More renewable projects for tender this year
Jamaica may need to add 1.0 gigawatts of power over the next two decades, which would double the current estimated energy output.
The new load will include cleaner fuels, such as liquefied natural, LNG, gas and renewables, such as wind, solar and biogas, building on government policy to rebalance the energy mix to include more alternatives to crude.
“I believe that this year, 2019, is the year of the next request for proposals,” said Fitzroy Vidal, the principal director for energy at the Ministry of Science, Energy and Technology, on Monday, on the first day of the Jamaica Alternative Energy Conference in New Kingston.
Jamaica last opened bidding in 2016 for an additional 37 megawatts of renewable energy, which followed on the 115MW bid for renewables in 2013.
The cost to deliver renewables power to the grid continues to trend lower, Vidal said. For example, the 2014 commissioned solar project at Content in St Catherine sold power to the national grid at about US$0.18 kilowatt hour, while the Paradise solar project, set for commissioning later this year, will sell power at roughly US$0.085 per kWh.
“Do not benchmark things at where we are, but where we are going and push us down the road,” he said.
Renewables account for about 15 per cent of energy output.
As to the 1.0GW estimate, a more precise output figure is expected to emerge under the Integrated Resource Plan being developed by Jamaica. The plan missed its original June deadline, with no rescheduled date for completion. Still, Vidal said they were at the seventh of a nine-stage process.
“We are getting down to 998 MW. I do not wish to be quoted on whether that’s what the plan says, because we are still in the iterative process,” he said at the conference.

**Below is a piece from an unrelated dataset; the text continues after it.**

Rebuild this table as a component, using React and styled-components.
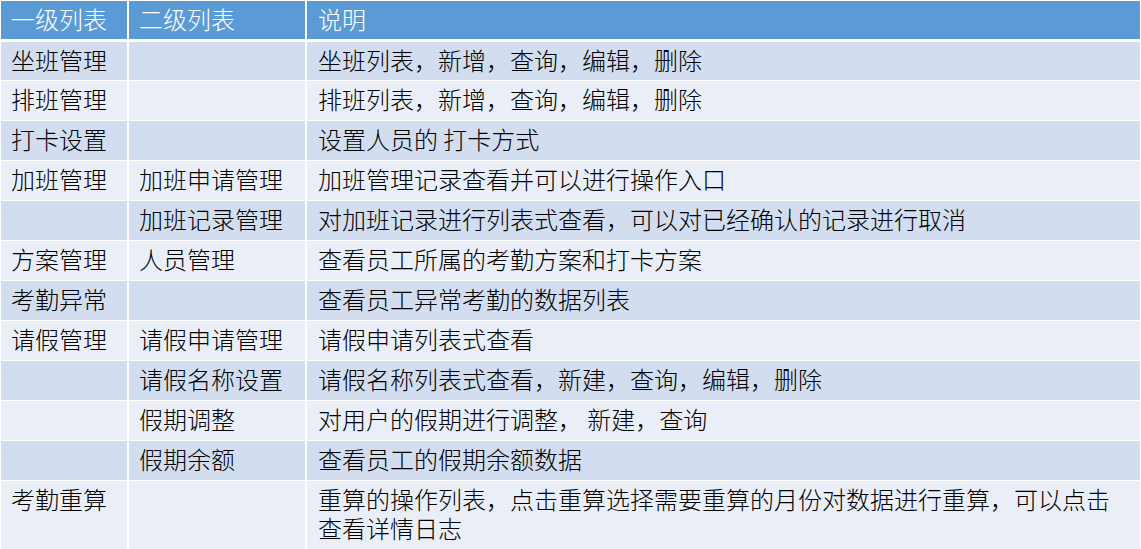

He explained later to the Financial Gleaner that the plan still requires mathematical computations to reach a definitive figure.
The conference was also used to present the findings of a market overview of alternative energy and opportunities in the Caribbean, conducted by Deloitte Financial Advisory Services under the Caribbean Energy Security Initiative Guarantee Programme.
The upshot of the findings was that Jamaica and the Caribbean can raise gross domestic product, GDP, growth or national output by utilising more renewable energy, which would slash oil imports and provide governments of the region with cash to invest in growth projects.
“Fourteen per cent of foreign exchange is spent on oil, more or less. If we only displace 10 per cent, then we would add 1.4 percentage points more to our GDP. It is enough to help pay down on external debt, without increasing taxation. Government and the consumers will benefit from lower costs and make the economy more competitive,” said John Marcocchio, energy specialist at Deloitte.
The report described Jamaica as “one of the leading countries” in deploying renewable energy projects. Their contribution to the national energy grid is expected to grow from 15 per cent to surpass 20 per cent by 2030.
In 2010, heavy oil fossil fuel generated over 95 per cent of the island’s energy. That ratio is projected to fall to 50 per cent this year, mostly impacted by the addition of LNG to the energy mix.
The report covered The Bahamas, Barbados, Dominican Republic, Grenada, Guyana, Jamaica, St Kitts-Nevis, St Lucia, and Trinidad & Tobago. Eight of the nine countries in the report have set “ambitious” renewable energy targets over the medium term of between 10 to 35 per cent. Oil-rich Trinidad was at the lowest end.
Vidal, in the questions-and-answer segment, indicated his desire to see more local investors win bids for renewable energy projects, saying it would serve to reduce leakage of foreign exchange.
“The development of the renewable energy sector is marked largely by external investors. I would certainly wish to see more local investing, not just in the renewable space, but also in energy conservation efficiency,” said the energy director.
“Significant work has been done and capacity built, and I would like to see a framework to get more local players operating in the sector – and not only at the low end,” he said.